Last Winter my Transformers collection passed its thirtieth year. In the eighteen months since then my interest in (and buying of) these toys has had a resurgence. In this post I will share some of my understanding and opinions of how Transformers (with a focus on the toys) have changed over three decades.


The original batch of Transformers were Japanese toys re-branded for selling to audiences in the United States and beyond. The US company Hasbro formed an historic partnership with Takara to co-own and produce the Transformers brand worldwide. Both have taken over smaller toy-makers but have never turned such acquisitive attentions on one another. They have worked together for decades to produce the most iconic and many of the best (but also some of the worst) converting robot toys for both children and adult collectors.

The concept behind many of those original Takara toys was that they were mecha operated by drivers. Design focused on depicting vehicles and other machines (alt-modes) accurately. The robot modes in contrast were more abstract - after all a robot can look like anything. As The Transformers however they were re-cast by Hasbro as sentient robotic aliens. They contracted Marvel Comics to develop storyline and characters. Animation models (templates providing guidance to animators) simplified and humanized the robot modes. The cartoon robots and the toy robots looked different from each other but kids were okay with that and the cartoon made the toys into a craze.

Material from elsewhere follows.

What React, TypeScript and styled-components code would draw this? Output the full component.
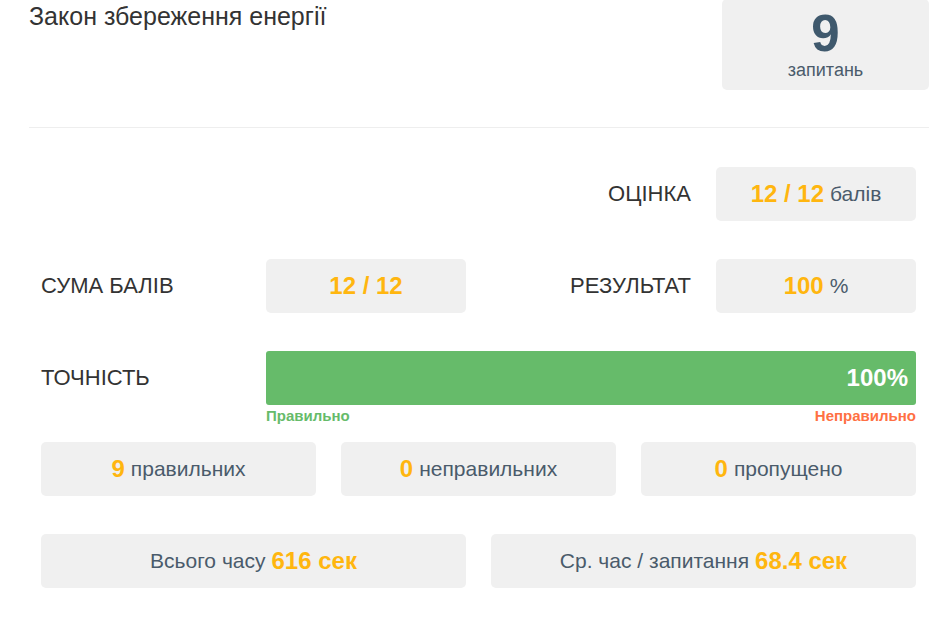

There were only so many original Japanese designs and by the third annual catalogue they needed more to maintain sales. With new designs came a new methodology. Now animation models from the cartoon movie (1986) preceded toy design and the focus was for the toys to more accurately match those robot modes. In compensation for this the alt-modes were now more abstract and took the form of 'futuristic' vehicles. As a youth I accepted that only one mode or the other in a toy would be realistic. I had a preference for the robot mode to be more abstract and even valued 'kibbling' (blatant machine-parts hanging off the robot body) as a key part of the distinctive Transformers look. I suspect a lot of kids felt similarly. But some children of the 80s have grown into the adult collectors of today and they are a lot more fussy.

Technical Generations

One of the most interesting developments of recent times has been the Generations line of Transformers toys intended to emulate older toys and be consumed by both older children and adult collectors. They have more expectations put on them than the original toys and have to be both 'toy accurate' and 'show accurate'. They cannot just depict a vehicle and a robot. They also have to depict what is now an iconic character in the minds of fans. The designers do pretty well with these expectations but there are some problems that arise from this and one that particularly annoys me is what is known as 'faux-parts'. Imagine a well-known character has windows on its chest in robot mode. In the original toy they were the windows of its truck alt-mode. But for the new version to have both toy and cartoon accurate windows it will be given two sets of windows (each exposed in one mode or the other). This bothers me to the extent that anything so trivial can bother a person. Make the windows turn into the windows dammit! Even if some supposed accuracy is lost who cares? A vital aspect of Transformers is the transformation process and faux-parts detract from that.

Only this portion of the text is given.